### INFORMATION SHOWN

= = = =

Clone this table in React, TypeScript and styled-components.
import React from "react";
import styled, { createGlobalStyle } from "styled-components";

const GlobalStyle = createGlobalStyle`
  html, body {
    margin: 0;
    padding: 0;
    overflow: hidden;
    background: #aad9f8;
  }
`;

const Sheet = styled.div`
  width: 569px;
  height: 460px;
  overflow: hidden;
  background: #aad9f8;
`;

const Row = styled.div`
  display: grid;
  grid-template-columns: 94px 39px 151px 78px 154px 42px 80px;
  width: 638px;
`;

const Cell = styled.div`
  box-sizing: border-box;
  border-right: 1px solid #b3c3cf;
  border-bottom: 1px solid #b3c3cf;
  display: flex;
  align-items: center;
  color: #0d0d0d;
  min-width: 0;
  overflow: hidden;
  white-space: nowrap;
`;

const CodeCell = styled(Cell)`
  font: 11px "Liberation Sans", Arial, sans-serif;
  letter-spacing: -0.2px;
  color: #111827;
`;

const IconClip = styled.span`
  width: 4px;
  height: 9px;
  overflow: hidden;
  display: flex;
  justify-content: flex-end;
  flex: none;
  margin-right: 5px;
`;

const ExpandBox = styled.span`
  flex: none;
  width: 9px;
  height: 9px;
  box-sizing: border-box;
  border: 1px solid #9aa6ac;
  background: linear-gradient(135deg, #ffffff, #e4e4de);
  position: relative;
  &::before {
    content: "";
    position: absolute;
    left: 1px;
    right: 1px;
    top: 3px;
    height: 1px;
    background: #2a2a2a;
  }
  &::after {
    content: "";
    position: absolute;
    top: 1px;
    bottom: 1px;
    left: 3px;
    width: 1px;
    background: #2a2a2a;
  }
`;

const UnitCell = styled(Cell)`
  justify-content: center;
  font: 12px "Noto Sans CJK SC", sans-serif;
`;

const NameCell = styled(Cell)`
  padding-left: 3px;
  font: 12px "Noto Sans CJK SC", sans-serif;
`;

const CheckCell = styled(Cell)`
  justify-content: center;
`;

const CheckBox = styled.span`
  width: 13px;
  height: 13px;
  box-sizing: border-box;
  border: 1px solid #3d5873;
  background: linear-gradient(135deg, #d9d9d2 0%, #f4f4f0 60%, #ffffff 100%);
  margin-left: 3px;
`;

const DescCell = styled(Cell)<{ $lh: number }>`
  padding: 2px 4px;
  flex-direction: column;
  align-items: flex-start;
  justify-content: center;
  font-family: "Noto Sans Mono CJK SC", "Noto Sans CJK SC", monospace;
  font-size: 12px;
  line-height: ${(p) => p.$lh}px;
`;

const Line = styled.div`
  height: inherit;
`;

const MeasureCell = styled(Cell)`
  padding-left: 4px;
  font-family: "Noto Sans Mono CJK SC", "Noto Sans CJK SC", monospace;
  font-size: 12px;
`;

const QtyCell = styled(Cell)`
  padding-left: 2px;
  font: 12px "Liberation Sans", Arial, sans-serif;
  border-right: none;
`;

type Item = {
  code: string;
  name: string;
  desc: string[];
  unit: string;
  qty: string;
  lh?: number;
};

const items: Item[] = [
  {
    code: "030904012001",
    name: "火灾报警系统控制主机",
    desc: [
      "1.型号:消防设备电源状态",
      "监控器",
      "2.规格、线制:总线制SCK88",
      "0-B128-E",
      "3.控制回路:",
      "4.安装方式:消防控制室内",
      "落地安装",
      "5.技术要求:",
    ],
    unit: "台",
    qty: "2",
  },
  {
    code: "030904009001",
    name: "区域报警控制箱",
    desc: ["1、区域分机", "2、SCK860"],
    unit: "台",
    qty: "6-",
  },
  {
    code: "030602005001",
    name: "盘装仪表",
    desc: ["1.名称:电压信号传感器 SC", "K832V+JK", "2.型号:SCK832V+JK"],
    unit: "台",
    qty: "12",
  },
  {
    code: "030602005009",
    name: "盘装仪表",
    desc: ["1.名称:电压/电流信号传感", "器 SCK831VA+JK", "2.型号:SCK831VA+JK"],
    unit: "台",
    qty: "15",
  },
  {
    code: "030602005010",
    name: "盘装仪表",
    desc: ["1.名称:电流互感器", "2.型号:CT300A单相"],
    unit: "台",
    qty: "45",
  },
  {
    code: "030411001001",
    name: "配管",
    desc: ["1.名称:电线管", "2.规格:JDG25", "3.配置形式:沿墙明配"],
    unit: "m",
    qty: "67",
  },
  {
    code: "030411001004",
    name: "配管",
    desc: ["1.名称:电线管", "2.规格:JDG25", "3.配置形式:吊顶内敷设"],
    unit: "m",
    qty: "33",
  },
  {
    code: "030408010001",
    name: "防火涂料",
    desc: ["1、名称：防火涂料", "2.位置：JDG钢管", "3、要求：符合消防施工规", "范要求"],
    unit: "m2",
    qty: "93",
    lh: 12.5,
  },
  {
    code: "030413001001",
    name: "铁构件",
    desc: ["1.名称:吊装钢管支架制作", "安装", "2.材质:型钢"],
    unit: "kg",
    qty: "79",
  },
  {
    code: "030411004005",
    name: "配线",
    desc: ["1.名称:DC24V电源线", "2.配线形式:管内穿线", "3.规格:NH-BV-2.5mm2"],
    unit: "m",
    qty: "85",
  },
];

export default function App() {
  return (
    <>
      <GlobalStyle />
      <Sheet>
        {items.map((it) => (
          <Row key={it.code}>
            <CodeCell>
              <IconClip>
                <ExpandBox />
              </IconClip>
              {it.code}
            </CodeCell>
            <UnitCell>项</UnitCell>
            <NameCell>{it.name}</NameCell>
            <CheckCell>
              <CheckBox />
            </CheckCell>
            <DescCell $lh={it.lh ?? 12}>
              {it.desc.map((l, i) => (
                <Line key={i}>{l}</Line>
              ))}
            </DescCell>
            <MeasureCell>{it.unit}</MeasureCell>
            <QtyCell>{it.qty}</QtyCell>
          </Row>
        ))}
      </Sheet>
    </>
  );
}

= = = =

### WHAT YOU ARE ASKED TO DO
Please reproduce every line of the material word for word.

### TASK SOLUTION
Clone this table in React, TypeScript and styled-components.
import React from "react";
import styled, { createGlobalStyle } from "styled-components";

const GlobalStyle = createGlobalStyle`
  html, body {
    margin: 0;
    padding: 0;
    overflow: hidden;
    background: #aad9f8;
  }
`;

const Sheet = styled.div`
  width: 569px;
  height: 460px;
  overflow: hidden;
  background: #aad9f8;
`;

const Row = styled.div`
  display: grid;
  grid-template-columns: 94px 39px 151px 78px 154px 42px 80px;
  width: 638px;
`;

const Cell = styled.div`
  box-sizing: border-box;
  border-right: 1px solid #b3c3cf;
  border-bottom: 1px solid #b3c3cf;
  display: flex;
  align-items: center;
  color: #0d0d0d;
  min-width: 0;
  overflow: hidden;
  white-space: nowrap;
`;

const CodeCell = styled(Cell)`
  font: 11px "Liberation Sans", Arial, sans-serif;
  letter-spacing: -0.2px;
  color: #111827;
`;

const IconClip = styled.span`
  width: 4px;
  height: 9px;
  overflow: hidden;
  display: flex;
  justify-content: flex-end;
  flex: none;
  margin-right: 5px;
`;

const ExpandBox = styled.span`
  flex: none;
  width: 9px;
  height: 9px;
  box-sizing: border-box;
  border: 1px solid #9aa6ac;
  background: linear-gradient(135deg, #ffffff, #e4e4de);
  position: relative;
  &::before {
    content: "";
    position: absolute;
    left: 1px;
    right: 1px;
    top: 3px;
    height: 1px;
    background: #2a2a2a;
  }
  &::after {
    content: "";
    position: absolute;
    top: 1px;
    bottom: 1px;
    left: 3px;
    width: 1px;
    background: #2a2a2a;
  }
`;

const UnitCell = styled(Cell)`
  justify-content: center;
  font: 12px "Noto Sans CJK SC", sans-serif;
`;

const NameCell = styled(Cell)`
  padding-left: 3px;
  font: 12px "Noto Sans CJK SC", sans-serif;
`;

const CheckCell = styled(Cell)`
  justify-content: center;
`;

const CheckBox = styled.span`
  width: 13px;
  height: 13px;
  box-sizing: border-box;
  border: 1px solid #3d5873;
  background: linear-gradient(135deg, #d9d9d2 0%, #f4f4f0 60%, #ffffff 100%);
  margin-left: 3px;
`;

const DescCell = styled(Cell)<{ $lh: number }>`
  padding: 2px 4px;
  flex-direction: column;
  align-items: flex-start;
  justify-content: center;
  font-family: "Noto Sans Mono CJK SC", "Noto Sans CJK SC", monospace;
  font-size: 12px;
  line-height: ${(p) => p.$lh}px;
`;

const Line = styled.div`
  height: inherit;
`;

const MeasureCell = styled(Cell)`
  padding-left: 4px;
  font-family: "Noto Sans Mono CJK SC", "Noto Sans CJK SC", monospace;
  font-size: 12px;
`;

const QtyCell = styled(Cell)`
  padding-left: 2px;
  font: 12px "Liberation Sans", Arial, sans-serif;
  border-right: none;
`;

type Item = {
  code: string;
  name: string;
  desc: string[];
  unit: string;
  qty: string;
  lh?: number;
};

const items: Item[] = [
  {
    code: "030904012001",
    name: "火灾报警系统控制主机",
    desc: [
      "1.型号:消防设备电源状态",
      "监控器",
      "2.规格、线制:总线制SCK88",
      "0-B128-E",
      "3.控制回路:",
      "4.安装方式:消防控制室内",
      "落地安装",
      "5.技术要求:",
    ],
    unit: "台",
    qty: "2",
  },
  {
    code: "030904009001",
    name: "区域报警控制箱",
    desc: ["1、区域分机", "2、SCK860"],
    unit: "台",
    qty: "6-",
  },
  {
    code: "030602005001",
    name: "盘装仪表",
    desc: ["1.名称:电压信号传感器 SC", "K832V+JK", "2.型号:SCK832V+JK"],
    unit: "台",
    qty: "12",
  },
  {
    code: "030602005009",
    name: "盘装仪表",
    desc: ["1.名称:电压/电流信号传感", "器 SCK831VA+JK", "2.型号:SCK831VA+JK"],
    unit: "台",
    qty: "15",
  },
  {
    code: "030602005010",
    name: "盘装仪表",
    desc: ["1.名称:电流互感器", "2.型号:CT300A单相"],
    unit: "台",
    qty: "45",
  },
  {
    code: "030411001001",
    name: "配管",
    desc: ["1.名称:电线管", "2.规格:JDG25", "3.配置形式:沿墙明配"],
    unit: "m",
    qty: "67",
  },
  {
    code: "030411001004",
    name: "配管",
    desc: ["1.名称:电线管", "2.规格:JDG25", "3.配置形式:吊顶内敷设"],
    unit: "m",
    qty: "33",
  },
  {
    code: "030408010001",
    name: "防火涂料",
    desc: ["1、名称：防火涂料", "2.位置：JDG钢管", "3、要求：符合消防施工规", "范要求"],
    unit: "m2",
    qty: "93",
    lh: 12.5,
  },
  {
    code: "030413001001",
    name: "铁构件",
    desc: ["1.名称:吊装钢管支架制作", "安装", "2.材质:型钢"],
    unit: "kg",
    qty: "79",
  },
  {
    code: "030411004005",
    name: "配线",
    desc: ["1.名称:DC24V电源线", "2.配线形式:管内穿线", "3.规格:NH-BV-2.5mm2"],
    unit: "m",
    qty: "85",
  },
];

export default function App() {
  return (
    <>
      <GlobalStyle />
      <Sheet>
        {items.map((it) => (
          <Row key={it.code}>
            <CodeCell>
              <IconClip>
                <ExpandBox />
              </IconClip>
              {it.code}
            </CodeCell>
            <UnitCell>项</UnitCell>
            <NameCell>{it.name}</NameCell>
            <CheckCell>
              <CheckBox />
            </CheckCell>
            <DescCell $lh={it.lh ?? 12}>
              {it.desc.map((l, i) => (
                <Line key={i}>{l}</Line>
              ))}
            </DescCell>
            <MeasureCell>{it.unit}</MeasureCell>
            <QtyCell>{it.qty}</QtyCell>
          </Row>
        ))}
      </Sheet>
    </>
  );
}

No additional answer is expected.